アメリカに装備品を輸出する、つまりアメリカ市場に参入することには大きな障害があります。それこそが、洗井事業部長も指摘されていた「巨大なアメリカの防衛産業」の存在です。そこで、それを乗り越える方策として三菱電機が選択したのが、アメリカ企業との提携だといいます。
「やはり、国防総省としてもアメリカ企業の製品を使いたいと思っているので、アメリカ市場への参入は一筋縄ではいきません。そこで、私たちが進めているのがアメリカ企業との業務提携です。たとえば、三菱電機が作ったコンポーネントをアメリカの企業に提供するというもので、これはRTX社とのSPY-6の案件が好例です。あるいは、アメリカ製のシステムであってもそれをそのまま導入するのではなく、我々の技術なども織り交ぜた新しいものを共同で作り上げるといったやり方もあります」
さらに、日米共同開発という方式もあると洗井事業部長は指摘します。そこで思い起こされるのは、かつて日米で共同開発した弾道ミサイル迎撃用の「SM-3ブロック2A」の例です。この時、日本は弾頭部を収めるミサイル先端部のノーズコーンと呼ばれる部分などの開発を担当しました。しかし、洗井事業部長はこれと異なる形での「日米共同開発」を模索しているといいます。
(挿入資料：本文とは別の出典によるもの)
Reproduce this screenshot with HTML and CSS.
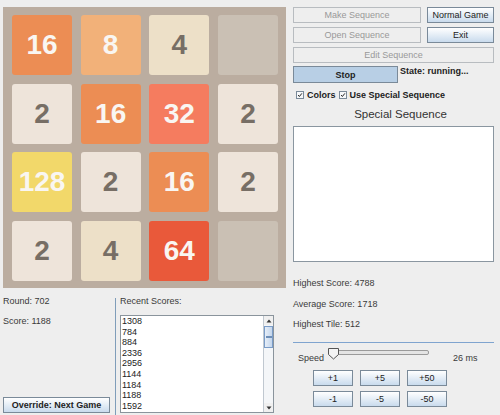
FILE: index.html
```html
<!DOCTYPE html>
<html>
<head>
<meta charset="utf-8">
<link rel="stylesheet" href="styles.css">
</head>
<body>
<div class="app">
  <div class="left">
    <div class="board">
      <div class="tile t16">16</div>
      <div class="tile t8">8</div>
      <div class="tile t4">4</div>
      <div class="tile t0"></div>
      <div class="tile t2">2</div>
      <div class="tile t16">16</div>
      <div class="tile t32">32</div>
      <div class="tile t2">2</div>
      <div class="tile t128">128</div>
      <div class="tile t2">2</div>
      <div class="tile t16">16</div>
      <div class="tile t2">2</div>
      <div class="tile t2">2</div>
      <div class="tile t4">4</div>
      <div class="tile t64">64</div>
      <div class="tile t0"></div>
    </div>
    <div class="lower">
      <div class="stats-col">
        <div class="label">Round: 702</div>
        <div class="label gap">Score: 1188</div>
        <div class="btn bold override">Override: Next Game</div>
      </div>
      <div class="vsep"></div>
      <div class="recent-col">
        <div class="label">Recent Scores:</div>
        <div class="listbox">
          <div class="items">
            <div>1308</div><div>784</div><div>884</div><div>2336</div><div>2956</div><div>1144</div><div>1184</div><div>1188</div><div>1592</div>
          </div>
          <div class="scrollbar">
            <div class="arrow up"><svg width="8" height="8" viewBox="0 0 8 8"><path d="M1.5 5.5 L4 2.5 L6.5 5.5 Z" fill="#333"/></svg></div>
            <div class="thumb"><span class="grip"></span></div>
            <div class="track"></div>
            <div class="arrow down"><svg width="8" height="8" viewBox="0 0 8 8"><path d="M1.5 2.5 L4 5.5 L6.5 2.5 Z" fill="#333"/></svg></div>
          </div>
        </div>
      </div>
    </div>
  </div>
  <div class="right">
    <div class="row r1">
      <div class="btn disabled wide">Make Sequence</div>
      <div class="btn narrow">Normal Game</div>
    </div>
    <div class="row r2">
      <div class="btn disabled wide">Open Sequence</div>
      <div class="btn narrow">Exit</div>
    </div>
    <div class="row r2">
      <div class="btn disabled full">Edit Sequence</div>
    </div>
    <div class="row r4">
      <div class="btn stop bold">Stop</div>
      <div class="state bold">State: running...</div>
    </div>
    <div class="checks">
      <span class="cb"><svg width="8" height="8" viewBox="0 0 8 8"><path d="M1.5 4 L3.2 6 L6.5 1.8" fill="none" stroke="#222" stroke-width="1.3"/></svg></span>
      <span class="bold cbl">Colors</span>
      <span class="cb"><svg width="8" height="8" viewBox="0 0 8 8"><path d="M1.5 4 L3.2 6 L6.5 1.8" fill="none" stroke="#222" stroke-width="1.3"/></svg></span>
      <span class="bold cbl">Use Special Sequence</span>
    </div>
    <div class="title">Special Sequence</div>
    <div class="textarea"></div>
    <div class="label s1">Highest Score: 4788</div>
    <div class="label s2">Average Score: 1718</div>
    <div class="label s2">Highest Tile: 512</div>
    <div class="hsep"></div>
    <div class="speed">
      <div class="label speed-l">Speed</div>
      <div class="slider">
        <div class="strack"></div>
        <svg class="sthumb" width="11" height="12" viewBox="0 0 11 12"><path d="M0.5 0.5 H10.5 V6.5 L5.5 11 L0.5 6.5 Z" fill="#f4f4f4" stroke="#555"/></svg>
      </div>
      <div class="label ms">26 ms</div>
    </div>
    <div class="steps">
      <div class="btn">+1</div>
      <div class="btn">+5</div>
      <div class="btn">+50</div>
      <div class="btn">-1</div>
      <div class="btn">-5</div>
      <div class="btn">-50</div>
    </div>
  </div>
</div>
</body>
</html>
```
FILE: styles.css
```css
body {
  margin: 0;
  background: #eeeeee;
  font-family: "Liberation Sans", Arial, sans-serif;
  font-size: 9px;
  color: #333333;
  width: 500px;
  height: 415px;
  overflow: hidden;
}
.app { display: flex; }
.left { width: 290px; display: flex; flex-direction: column; }
.board {
  margin: 7px 0 0 3px;
  width: 283px;
  height: 281px;
  box-sizing: border-box;
  background: #bbada0;
  padding: 8px 8px 7px 9px;
  display: grid;
  grid-template-columns: repeat(4, 60px);
  grid-template-rows: repeat(4, 60px);
  justify-content: space-between;
  align-content: space-between;
}
.tile {
  border-radius: 3px;
  display: flex;
  align-items: center;
  justify-content: center;
  font-family: "Liberation Sans", Arial, sans-serif;
  font-weight: bold;
  font-size: 28px;
  color: #f9f6f2;
}
.t0 { background: #cac0b4; }
.t2 { background: #eee4da; color: #776e65; }
.t4 { background: #ede0c8; color: #776e65; }
.t8 { background: #f2b179; }
.t16 { background: #ec8d54; }
.t32 { background: #f57c5f; }
.t64 { background: #e9593a; }
.t128 { background: #f2d86a; }

.label { line-height: 11px; height: 11px; white-space: nowrap; color: #3a3a3a; }
.bold { font-weight: bold; }

.lower { display: flex; height: 127px; }
.stats-col {
  width: 112px;
  padding-left: 3px;
  padding-top: 8px;
  display: flex;
  flex-direction: column;
}
.stats-col .gap { margin-top: 9px; }
.override { margin-top: auto; margin-bottom: 2px; width: 107px; }
.vsep { width: 1px; background: #7f9db9; margin-top: 10px; }
.recent-col {
  margin-left: 4px;
  padding-top: 8px;
  display: flex;
  flex-direction: column;
}
.listbox {
  margin-top: 8px;
  width: 154px;
  height: 98px;
  box-sizing: border-box;
  border: 1px solid #8a949c;
  background: #ffffff;
  display: flex;
  overflow: hidden;
}
.items { flex: 1; line-height: 10.6px; padding-left: 1px; color: #222; overflow: hidden; }
.scrollbar {
  width: 9px;
  border-left: 1px solid #c0c8d0;
  background: #f4f6f8;
  display: flex;
  flex-direction: column;
}
.arrow { height: 9px; display: flex; align-items: center; justify-content: center; background: #f0f0f0; }
.thumb {
  height: 22px;
  margin-top: 1px;
  box-sizing: border-box;
  border: 1px solid #7a9cc8;
  background: linear-gradient(90deg, #e6eef8, #c4d6ec);
  display: flex;
  align-items: center;
  justify-content: center;
}
.grip { width: 6px; height: 2px; background: #6e8fb8; }
.track { flex: 1; }

.btn {
  height: 16px;
  box-sizing: border-box;
  border: 1px solid #7a8a99;
  background: linear-gradient(#ffffff, #c9dbed);
  color: #222;
  display: flex;
  align-items: center;
  justify-content: center;
  white-space: nowrap;
}
.btn.disabled { border-color: #b8bcc0; background: #eeeeee; color: #999999; }
.btn.stop { background: #b8cfe5; border-color: #7a8a99; }

.right { width: 201px; margin-left: 3px; display: flex; flex-direction: column; }
.row { display: flex; gap: 6px; }
.r1 { margin-top: 7px; }
.r2 { margin-top: 4px; }
.r4 { margin-top: 3px; }
.wide { width: 128px; }
.narrow { width: 67px; }
.full { width: 201px; }
.stop { width: 105px; height: 17px; }
.state { margin-left: -4px; line-height: 11px; margin-top: 0px; color: #222; }

.checks { display: flex; align-items: center; height: 12px; margin-top: 6px; padding-left: 3px; }
.cb {
  width: 8px;
  height: 8px;
  box-sizing: border-box;
  border: 1px solid #7a8a99;
  background: #f6f8fa;
  display: flex;
  align-items: center;
  justify-content: center;
}
.cb svg { width: 6px; height: 6px; }
.cbl { margin-left: 3px; margin-right: 3px; color: #222; }

.title {
  font-size: 11.5px;
  line-height: 14px;
  height: 14px;
  margin-top: 6px;
  text-align: center;
  padding-left: 14px;
  color: #333;
}
.textarea {
  margin-top: 5px;
  height: 136px;
  box-sizing: border-box;
  border: 1px solid #8a96a0;
  background: #ffffff;
}
.s1 { margin-top: 16px; }
.s2 { margin-top: 9.5px; }
.hsep { height: 1px; background: #7fa4cf; margin-top: 12px; }
.speed { display: flex; height: 16px; margin-top: 5px; align-items: flex-end; }
.speed-l { margin-left: 5px; width: 30px; }
.slider { position: relative; width: 101px; height: 13px; align-self: flex-start; }
.strack {
  position: absolute;
  left: 2px;
  right: 0;
  top: 2px;
  height: 5px;
  box-sizing: border-box;
  border: 1px solid #9a9a9a;
  border-radius: 2px;
  background: #e4e4e4;
}
.sthumb { position: absolute; left: 0; top: 0; }
.ms { margin-left: 24px; }
.steps {
  margin-top: 6px;
  margin-left: 20px;
  display: grid;
  grid-template-columns: repeat(3, 40px);
  column-gap: 7px;
  row-gap: 5px;
}
```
「『SM-3ブロック2A』は、決められた枠の中で予算などを分担し、日本としてどこを担当できるかというプログラムであり、開発構想の段階から参加するというものでありませんでした。私たちが考えているのは、日米共通の新しい装備品を日米の企業が『企業発』で提案していくというものです」
これまでのように、防衛省から出された装備品に関する要求に基づいて装備品を開発するのではなく、日米企業がタックを組んで、先行的に各種の装備品を開発して、それを自衛隊やアメリカの国防総省に提案していくということです。
すでに、三菱電機では2024年7月9日にノースロップ・グラマン社との間で「日本・米国向け防衛装備品に関する覚書」を締結していますが、これには「電子戦システム、レーダー、通信システム等」の分野に関して、共同開発した装備品を日米防衛当局に対して提案するための協業を進めていくことが合意事項に含まれているといいます。
これまで、日本の防衛産業では日本の限られた市場のみを主要な取引先としてきました。そのため、アメリカを含めた海外市場への参入はハードルが高いのも事実ですが、しかし海外企業との提携により、その壁を乗り越えようとしているのが、三菱電機の企業戦略というわけです。